With an infrared camera added during the last servicing mission in 2009 (SN Online: 5/26/09), Kirshner is trying to solve one of astronomy’s thorniest mysteries: Why is the expansion of the universe speeding up? He’s using Hubble’s new infrared eye to observe a class of supernovas called type 1a in other galaxies. These exploding stars are useful distance markers because they emit roughly the same amount of light. Such supernovas more consistently reach the same brightness in infrared light than they do in visible light, so Kirshner hopes the infrared camera will give a more precise look at how cosmic expansion has changed through time.
Astronomers are also pointing the new camera at galaxies near the far reaches of the visible universe to look back in time. The light has taken more than 13 billion years to reach Earth, so the galaxies appear as they did just a few hundred million years after the Big Bang. The expansion of the universe in that time has stretched the visible light from these galaxies to infrared wavelengths that Hubble’s new camera can detect (SN: 1/30/10, p. 5).
Piecing together Hubble observations with those from other telescopes, astronomers can see how galaxies have evolved throughout cosmic history. Galaxies start as oddly shaped clumps of gas and stars that repeatedly merge over the age of the universe, eventually building the large spiral and elliptical galaxies we see today.

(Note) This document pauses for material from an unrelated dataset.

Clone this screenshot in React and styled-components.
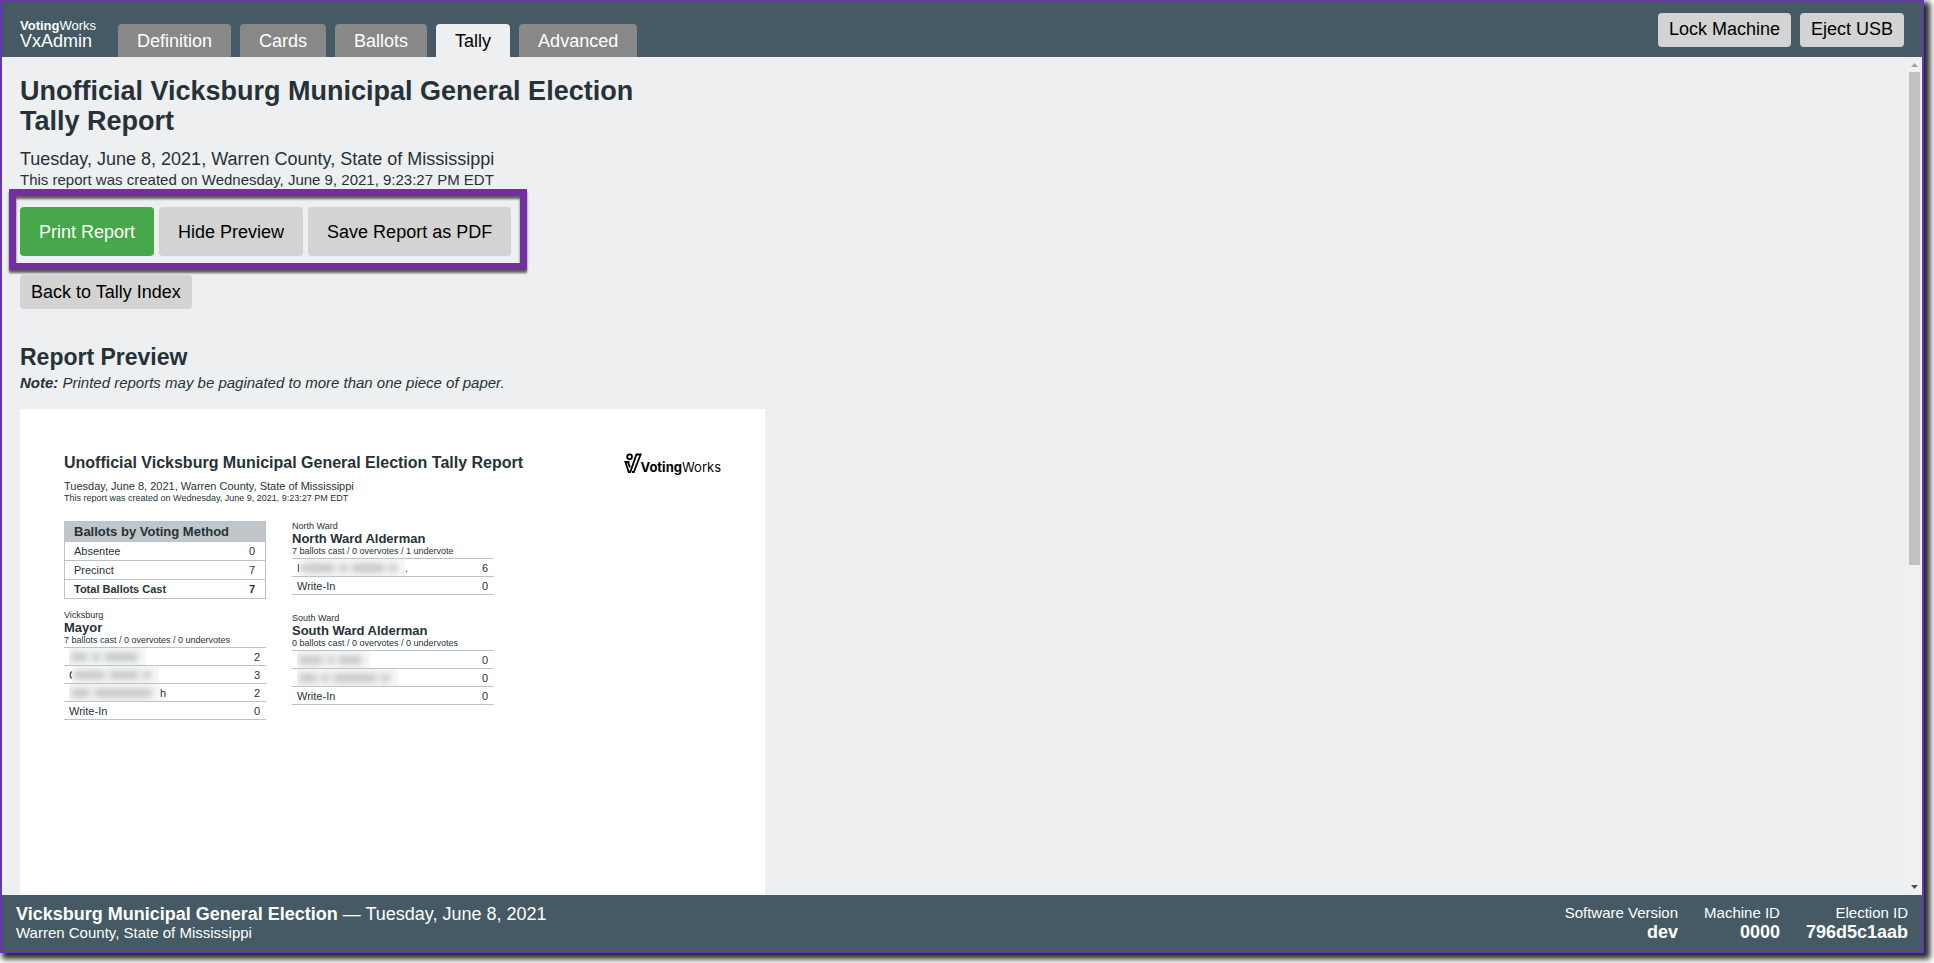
import React from "react";
import styled, { createGlobalStyle, css } from "styled-components";

const GlobalStyle = createGlobalStyle`
  *, *::before, *::after { box-sizing: border-box; }
  html, body { margin: 0; padding: 0; background: #fff; }
  body, button {
    font-family: "Liberation Sans", Arial, Helvetica, sans-serif;
    font-size: 18px;
  }
  h1, h2, h3, p { margin: 0; }
`;

const Screen = styled.div`
  display: flex;
  height: 100vh;
  padding: 0 10px 10px 0;
  overflow: hidden;
`;

const Frame = styled.div`
  display: flex;
  flex: 1;
  flex-direction: column;
  min-width: 0;
  border: 2px solid #6337b3;
  background: #edeff0;
  color: #263238;
  box-shadow: 4px 4px 6px 2px rgba(0, 0, 0, 0.85);
`;

const Header = styled.header`
  display: flex;
  flex: none;
  align-items: flex-end;
  height: 55px;
  padding: 0 18px;
  background: #455a64;
  color: #fff;
`;

const Brand = styled.div`
  display: flex;
  flex-direction: column;
  width: 80px;
  margin: 0 18px 7px 0;
  line-height: 18px;
`;

const BrandMaker = styled.span`
  font-size: 13px;
  line-height: 12px;
`;

const Tabs = styled.nav`
  display: flex;
  flex: 1;
  gap: 9px;
`;

const Tab = styled.button`
  height: 33px;
  padding: 2px 19px 0;
  border: 0;
  border-radius: 4px 4px 0 0;
  background: ${(p) => (p.$active ? "#edeff0" : "#888")};
  color: ${(p) => (p.$active ? "#000" : "#fff")};
`;

const Button = styled.button`
  height: ${(p) => (p.$large ? 49 : 34)}px;
  padding: ${(p) => (p.$large ? "2px 19px 0" : "0 11px")};
  border: 0;
  border-radius: 4px;
  background: ${(p) => (p.$primary ? "#47a74b" : "#d3d3d3")};
  color: ${(p) => (p.$primary ? "#fff" : "#000")};
`;

const HeaderActions = styled.div`
  display: flex;
  align-self: center;
  gap: 9px;
`;

const Body = styled.div`
  display: flex;
  flex: 1;
  min-height: 0;
`;

const Main = styled.main`
  flex: 1;
  min-width: 0;
  padding: 19px 18px;
  overflow-y: auto;
  scrollbar-width: none;
`;

const PageTitle = styled.h1`
  max-width: 640px;
  font-size: 27px;
  line-height: 30px;
`;

const PageMeta = styled.p`
  margin-top: 12px;
  line-height: 22px;
`;

const Small = styled.small`
  display: block;
  font-size: 15px;
  line-height: 20px;
`;

const ActionGroup = styled.div`
  position: relative;
  display: flex;
  gap: 5px;
  width: fit-content;
  margin-top: 17px;

  &::after {
    content: "";
    position: absolute;
    inset: -18px -16px -14px -11px;
    border: 7px solid #7030a0;
    filter: drop-shadow(0 3px 1px rgba(0, 0, 0, 0.6));
    pointer-events: none;
  }
`;

const BackRow = styled.div`
  display: flex;
  margin-top: 19px;
`;

const SectionTitle = styled.h2`
  margin-top: 35px;
  font-size: 23px;
  line-height: 26px;
`;

const Note = styled.p`
  margin-top: 1px;
  font-size: 15px;
  font-style: italic;
  line-height: 24px;
`;

const Paper = styled.article`
  width: 745px;
  min-height: 960px;
  margin-top: 14px;
  padding: 45px 44px;
  background: #fff;
  font-size: 11px;
`;

const PaperHeader = styled.header`
  display: flex;
  justify-content: space-between;
  align-items: flex-start;
`;

const PaperTitle = styled.h1`
  font-size: 16px;
  line-height: 18px;
`;

const PaperMeta = styled.p`
  margin-top: 7px;
  line-height: 14px;
`;

const Fine = styled.small`
  display: block;
  font-size: 9px;
  line-height: 11px;
`;

const Logo = styled.div`
  display: flex;
  align-items: flex-end;
  height: 20px;
  color: #000;
  font-family: Inter, "Liberation Sans", sans-serif;
  font-size: 13px;
  line-height: 14px;
`;

const LogoMark = styled.svg`
  flex: none;
  width: 18px;
  height: 21px;
  margin-right: -2px;
`;

const Columns = styled.div`
  display: grid;
  grid-template-columns: 202px 202px;
  gap: 26px;
  margin-top: 17px;
`;

const Table = styled.table`
  width: 100%;
  border-collapse: collapse;
`;

const rule = "1px solid #bcc3c8";

const MethodTable = styled(Table)`
  border: ${rule};

  th, td {
    height: 19px;
    padding: 0 10px 0 9px;
    border-bottom: ${rule};
    text-align: left;
  }
  thead th {
    height: 20px;
    background: #c0c6ca;
    font-size: 13px;
  }
  tbody th { font-weight: inherit; }
  td:last-child { text-align: right; }
`;

const MethodRow = styled.tr`
  font-weight: ${(p) => (p.$total ? 700 : 400)};
`;

const ContestBlock = styled.section`
  margin-top: ${(p) => (p.$first ? 0 : p.$spaced ? 18 : 11)}px;
`;

const ContestTitle = styled.h3`
  font-size: 13px;
  line-height: 14px;
`;

const ContestTable = styled(Table)`
  margin-top: 1px;
  border-top: ${rule};

  tr { border-bottom: ${rule}; }
  th, td {
    height: 18px;
    padding: 0 6px 0 5px;
    font-weight: 400;
    text-align: left;
  }
  td { text-align: right; }
`;

const Name = styled.span`
  display: flex;
  align-items: center;
  height: 17px;
`;

const Redacted = styled.span`
  display: flex;
  align-items: center;
  gap: 4px;
  width: ${(p) => p.$width}px;
  height: 17px;
  padding: 0 8px 0 2px;
  overflow: hidden;
  background: #f5f6f6;
  ${(p) => p.$lead && css`
    margin-left: ${p.$lead === "C" ? -5 : -1}px;
    z-index: 1;
  `}
`;

const Smudge = styled.i`
  flex: ${(p) => p.$part};
  height: 8px;
  border-radius: 3px;
  background: #c3c5c6;
  filter: blur(3px);
`;

const Scrollbar = styled.div`
  display: flex;
  flex: none;
  flex-direction: column;
  align-items: center;
  width: 15px;
  background: #f0f0f1;
`;

const Arrow = styled.svg`
  flex: none;
  width: 15px;
  height: 15px;
`;

const Track = styled.div`
  flex: 1;
  width: 11px;
`;

const Thumb = styled.div`
  height: 61%;
  background: #c1c1c1;
`;

const Footer = styled.footer`
  display: flex;
  flex: none;
  justify-content: space-between;
  height: 56px;
  padding: 9px 14px 0 14px;
  background: #455a64;
  color: #fff;
  line-height: 20px;
`;

const FooterSmall = styled.div`
  font-size: 15px;
  line-height: 18px;
`;

const Facts = styled.div`
  display: flex;
  gap: 26px;
  text-align: right;
`;

const contests = {
  mayor: {
    district: "Vicksburg",
    title: "Mayor",
    stats: "7 ballots cast / 0 overvotes / 0 undervotes",
    rows: [
      { width: 77, words: [2, 1, 4], votes: 2 },
      { lead: "C", width: 87, words: [4, 4, 1], votes: 3 },
      { width: 91, words: [2, 6], tail: "h", votes: 2 },
      { name: "Write-In", votes: 0 },
    ],
  },
  north: {
    district: "North Ward",
    title: "North Ward Alderman",
    stats: "7 ballots cast / 0 overvotes / 1 undervote",
    rows: [
      { lead: "I", width: 106, words: [4, 1, 4, 1], tail: ".", votes: 6 },
      { name: "Write-In", votes: 0 },
    ],
  },
  south: {
    district: "South Ward",
    title: "South Ward Alderman",
    stats: "0 ballots cast / 0 overvotes / 0 undervotes",
    rows: [
      { width: 73, words: [3, 1, 3], votes: 0 },
      { width: 101, words: [2, 1, 5, 1], votes: 0 },
      { name: "Write-In", votes: 0 },
    ],
  },
};

function Contest({ contest, ...rest }) {
  return (
    <ContestBlock {...rest}>
      <Fine>{contest.district}</Fine>
      <ContestTitle>{contest.title}</ContestTitle>
      <Fine>{contest.stats}</Fine>
      <ContestTable>
        <tbody>
          {contest.rows.map((row, i) => (
            <tr key={i}>
              <th scope="row">
                {row.name || (
                  <Name>
                    {row.lead}
                    <Redacted $width={row.width} $lead={row.lead}>
                      {row.words.map((part, n) => (
                        <Smudge key={n} $part={part} />
                      ))}
                    </Redacted>
                    {row.tail}
                  </Name>
                )}
              </th>
              <td>{row.votes}</td>
            </tr>
          ))}
        </tbody>
      </ContestTable>
    </ContestBlock>
  );
}

function VotingWorksLogo() {
  return (
    <Logo>
      <LogoMark viewBox="0 0 18 21" fill="none" stroke="#000" strokeWidth="1.8">
        <circle cx="5.600" cy="3.800" r="2.400" />
        <path d="M5.500 9H1.400L4.700 19h1.600L12.400 1.500h4.200L9.800 19H8M4 9.400l2 5" />
      </LogoMark>
      <span><b>Voting</b>Works</span>
    </Logo>
  );
}

export default function App() {
  return (
    <Screen>
      <GlobalStyle />
      <Frame>
        <Header>
          <Brand>
            <BrandMaker><b>Voting</b>Works</BrandMaker>
            <span>VxAdmin</span>
          </Brand>
          <Tabs>
            {["Definition", "Cards", "Ballots", "Tally", "Advanced"].map((tab) => (
              <Tab key={tab} type="button" $active={tab === "Tally"}>{tab}</Tab>
            ))}
          </Tabs>
          <HeaderActions>
            <Button type="button">Lock Machine</Button>
            <Button type="button">Eject USB</Button>
          </HeaderActions>
        </Header>

        <Body>
          <Main>
            <PageTitle>Unofficial Vicksburg Municipal General Election Tally Report</PageTitle>
            <PageMeta>
              Tuesday, June 8, 2021, Warren County, State of Mississippi
              <Small>This report was created on Wednesday, June 9, 2021, 9:23:27 PM EDT</Small>
            </PageMeta>
            <ActionGroup>
              <Button type="button" $large $primary>Print Report</Button>
              <Button type="button" $large>Hide Preview</Button>
              <Button type="button" $large>Save Report as PDF</Button>
            </ActionGroup>
            <BackRow>
              <Button type="button">Back to Tally Index</Button>
            </BackRow>
            <SectionTitle>Report Preview</SectionTitle>
            <Note><b>Note:</b> Printed reports may be paginated to more than one piece of paper.</Note>

            <Paper>
              <PaperHeader>
                <div>
                  <PaperTitle>Unofficial Vicksburg Municipal General Election Tally Report</PaperTitle>
                  <PaperMeta>
                    Tuesday, June 8, 2021, Warren County, State of Mississippi
                    <Fine>This report was created on Wednesday, June 9, 2021, 9:23:27 PM EDT</Fine>
                  </PaperMeta>
                </div>
                <VotingWorksLogo />
              </PaperHeader>
              <Columns>
                <div>
                  <MethodTable>
                    <thead>
                      <tr><th colSpan={2}>Ballots by Voting Method</th></tr>
                    </thead>
                    <tbody>
                      <MethodRow><th scope="row">Absentee</th><td>0</td></MethodRow>
                      <MethodRow><th scope="row">Precinct</th><td>7</td></MethodRow>
                      <MethodRow $total><th scope="row">Total Ballots Cast</th><td>7</td></MethodRow>
                    </tbody>
                  </MethodTable>
                  <Contest contest={contests.mayor} />
                </div>
                <div>
                  <Contest contest={contests.north} $first />
                  <Contest contest={contests.south} $spaced />
                </div>
              </Columns>
            </Paper>
          </Main>
          <Scrollbar aria-hidden="true">
            <Arrow viewBox="0 0 15 15"><path d="M4 10h7L7.500 6z" fill="#a3a3a3" /></Arrow>
            <Track><Thumb /></Track>
            <Arrow viewBox="0 0 15 15"><path d="M4 5h7L7.500 9z" fill="#505050" /></Arrow>
          </Scrollbar>
        </Body>

        <Footer>
          <div>
            <b>Vicksburg Municipal General Election</b> — Tuesday, June 8, 2021
            <FooterSmall>Warren County, State of Mississippi</FooterSmall>
          </div>
          <Facts>
            <div><FooterSmall>Software Version</FooterSmall><b>dev</b></div>
            <div><FooterSmall>Machine ID</FooterSmall><b>0000</b></div>
            <div><FooterSmall>Election ID</FooterSmall><b>796d5c1aab</b></div>
          </Facts>
        </Footer>
      </Frame>
    </Screen>
  );
}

“We know the universe formed stars furiously when it started, then reached a peak some 10 billion years ago, and it’s been declining ever since,” says Mario Livio, an astrophysicist at Hubble’s headquarters, the Space Telescope Science Institute in Baltimore. “Nobody knew that was something that would come out of Hubble.”
Neither did anyone know that Hubble would be sniffing around in the atmospheres of planets that orbited other stars. “People would have thought you were crazy if you’d even mentioned that,” Bond says.
Astronomers discovered the first planets outside the solar system two years after Hubble launched. In 2000, Hubble saw the first hints of an atmosphere around an exoplanet (SN: 12/1/01, p. 340). As the planet crossed in front of its star, certain wavelengths of starlight were blocked by gas in the planet’s atmosphere. Since then, Hubble, along with other telescopes in space and on the ground, has tallied the chemical makeup of more than 50 worlds. “Hubble is right now the preeminent facility with which we can make those measurements,” says Caltech astronomer Heather Knutson.
Knutson is using Hubble to understand the origin of super-Earths, planets that are a few times as massive as Earth (see “Super-Earths may form in two ways“). Astronomers don’t understand how these heavyweights form. But the atmospheres might keep a record of where they formed, which is a first step to figuring out how.
Researchers aren’t the only ones who have fallen under Hubble’s spell. When the public thinks of astronomy, Knutson adds, Hubble’s images are one of the first things that come to mind. “Hubble has shaped our view of what astronomy is,” she says.
NASA has gone to great lengths to make Hubble’s images easily accessible to the public, says Jennifer Wiseman, an astrophysicist at Goddard Space Flight Center in Greenbelt, Md. The artistry of the iconic pictures owes a lot to the Hubble Heritage Project, founded by Bond and others in 1998 (see “The art of astronomy“). Aside from showing the taxpayers what they paid for, Wiseman sees a much loftier outcome.
“It’s helped people around the world feel a sense of unity,” she says. “We’re all brothers and sisters on this one planet that’s part of an incredible larger universe.”
Given the public’s response to Hubble, that philosophy seems to resonate. The images have inspired poetry, dance and, of course, music.
After the March concert, Steinberg seems almost giddy as he shakes hands with Hubble astronomers and former astronaut John Grunsfeld, who visited Hubble three times.
For Steinberg, the music is his way of helping people grapple with the immensity of what Hubble has revealed during its 25 years and to connect it to ourselves. The reason we yearn to look at the heavens, he says, is that we’re seeking our origins. “That curiosity we have to look at the sky,” he says, “is so primal to what makes us human beings.”